В кельтиберийской культурной зоне керамика Нуманции происходит напрямую от иберийской керамики юга и юго-востока. Иногда она отражает еще более явную тенденцию к линейности, каллиграфической виртуозности, которая выражается в более абстрактных, но не разъединенных формах. Однако нарративные темы встречаются в популярной серии из Лирии наряду с изолированными мотивами, напоминающими (судя по вазе из Аркобриги) беотийскую керамику.

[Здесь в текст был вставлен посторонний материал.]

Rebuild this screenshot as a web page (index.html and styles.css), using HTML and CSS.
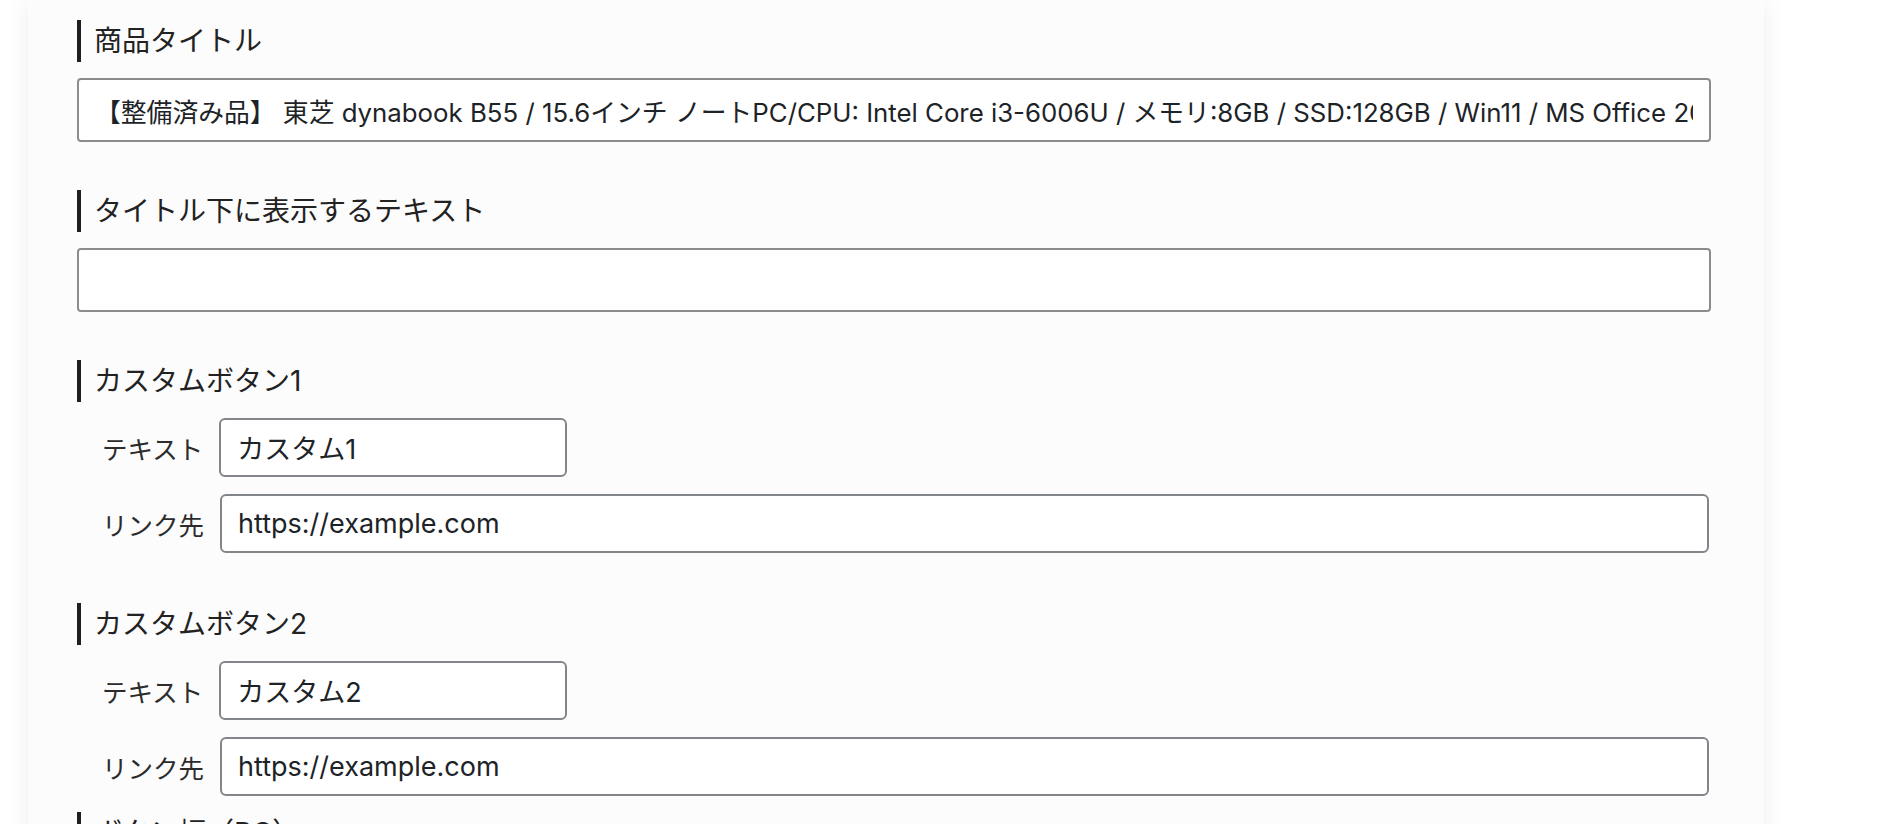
FILE: index.html
```html
<!DOCTYPE html>
<html lang="ja">
<head>
<meta charset="utf-8">
<title>商品編集</title>
<link rel="stylesheet" href="styles.css">
</head>
<body>
<div class="page">
  <main class="panel">
    <section class="block">
      <h2 class="block-title">商品タイトル</h2>
      <input class="field-lg" type="text" value="【整備済み品】 東芝 dynabook B55 / 15.6インチ ノートPC/CPU: Intel Core i3-6006U / メモリ:8GB / SSD:128GB / Win11 / MS Office 2021 / WPS Office">
    </section>

    <section class="block">
      <h2 class="block-title">タイトル下に表示するテキスト</h2>
      <input class="field-lg" type="text" value="">
    </section>

    <section class="block block-btn1">
      <h2 class="block-title">カスタムボタン1</h2>
      <div class="rows">
        <div class="row">
          <span class="row-label">テキスト</span>
          <input class="field-sm field-short" type="text" value="カスタム1">
        </div>
        <div class="row">
          <span class="row-label">リンク先</span>
          <input class="field-sm field-wide" type="text" value="https://example.com">
        </div>
      </div>
    </section>

    <section class="block block-btn2">
      <h2 class="block-title">カスタムボタン2</h2>
      <div class="rows">
        <div class="row">
          <span class="row-label">テキスト</span>
          <input class="field-sm field-short" type="text" value="カスタム2">
        </div>
        <div class="row">
          <span class="row-label">リンク先</span>
          <input class="field-sm field-wide" type="text" value="https://example.com">
        </div>
      </div>
    </section>

    <section class="block">
      <h2 class="block-title">ボタン幅（PC）</h2>
      <input class="field-lg" type="text" value="">
    </section>
  </main>
</div>
</body>
</html>
```

FILE: styles.css
```css
* {
  box-sizing: border-box;
}

html, body {
  margin: 0;
  padding: 0;
  background: #ffffff;
  height: 100%;
  overflow: hidden;
}

body {
  font-family: Inter, "Noto Sans CJK JP", sans-serif;
  color: #1d2327;
}

.page {
  display: flex;
  padding-left: 28px;
}

.panel {
  width: 1736px;
  background: #fcfcfc;
  box-shadow: 0 0 22px rgba(0, 0, 0, 0.07);
  padding: 20px 53px 40px 49px;
  min-height: 1000px;
}

.block {
  display: flex;
  flex-direction: column;
  margin-bottom: 48px;
}

.block-btn1 {
  margin-bottom: 50px;
}

.block-btn2 {
  margin-bottom: 16px;
}

.block-title {
  margin: 0 0 16px 0;
  height: 42px;
  line-height: 42px;
  border-left: 4px solid #1f1f1f;
  padding-left: 13px;
  font-size: 28px;
  font-weight: 400;
  color: #222;
  font-family: Inter, "Noto Sans CJK JP", sans-serif;
  white-space: nowrap;
}

.field-lg {
  display: block;
  width: 100%;
  height: 64px;
  border: 2px solid #8c8c8c;
  border-radius: 4px;
  background: #ffffff;
  padding: 0 16px;
  font-family: Inter, "Noto Sans CJK JP", sans-serif;
  font-size: 25.8px;
  color: #1d2327;
  outline: none;
}

.rows {
  display: flex;
  flex-direction: column;
  gap: 17px;
  padding-left: 25px;
}

.row {
  display: flex;
  align-items: center;
  gap: 16px;
}

.row-label {
  flex: 0 0 auto;
  white-space: nowrap;
  font-size: 25.5px;
  color: #2c2c2c;
}

.field-sm {
  display: block;
  height: 59px;
  border: 2px solid #82868b;
  border-radius: 6px;
  background: #ffffff;
  padding: 0 16px;
  font-family: Inter, "Noto Sans CJK JP", sans-serif;
  font-size: 27px;
  color: #1d2327;
  outline: none;
}

.field-short {
  width: 348px;
}

.field-wide {
  flex: 1;
  margin-right: 2px;
}
```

Так же как в керамике, фигуративный стиль обнаруживается в золотых и серебряных украшениях, например в чеканной золотой «диадеме» из Рибадео (на самом деле это поясная застежка) и в колье из Чао де Ламзс (Португалия). Но большая часть золотых изделий и кельтиберийской металлургической продукции выполнена в геометрическом стиле, с манерой, подчеркивающей эффекты полихромии, как, например, в кинжалах и ножнах с насечками из Лас Коготас, Авилы, Миравече, Барселоны, Ла Озеры. Напротив, репертуар иберийской продукции из золота центрального запада и юго-востока, более богатой и вариативной, не геометрический: в поясных застежках это растительные и фигурные мотивы (Ла Озера, Гормаз и Изана, Сориа, Толедо) и полихромия редкого качества, примером которой является застежка из Тойи, Пеал де Бечерро (Хаэн). Насечка узоров используется наряду с техникой чеканки для украшения серебряной посуды. Так, например, патеры из сокровищницы Тивизы (Таррагона) украшены одна завитками и рыбами, а другая — сценой охоты и фантастическими существами. Кроме того, в декоре великолепных украшений использовался метод зернения (вероятно, привезенный из Италии), так, серьги из сокровищницы Сантьяго де ла Эспада (Хаэн) украшены маленькими чеканными фигурками, напоминающими по стилю бронзовые экс-вото.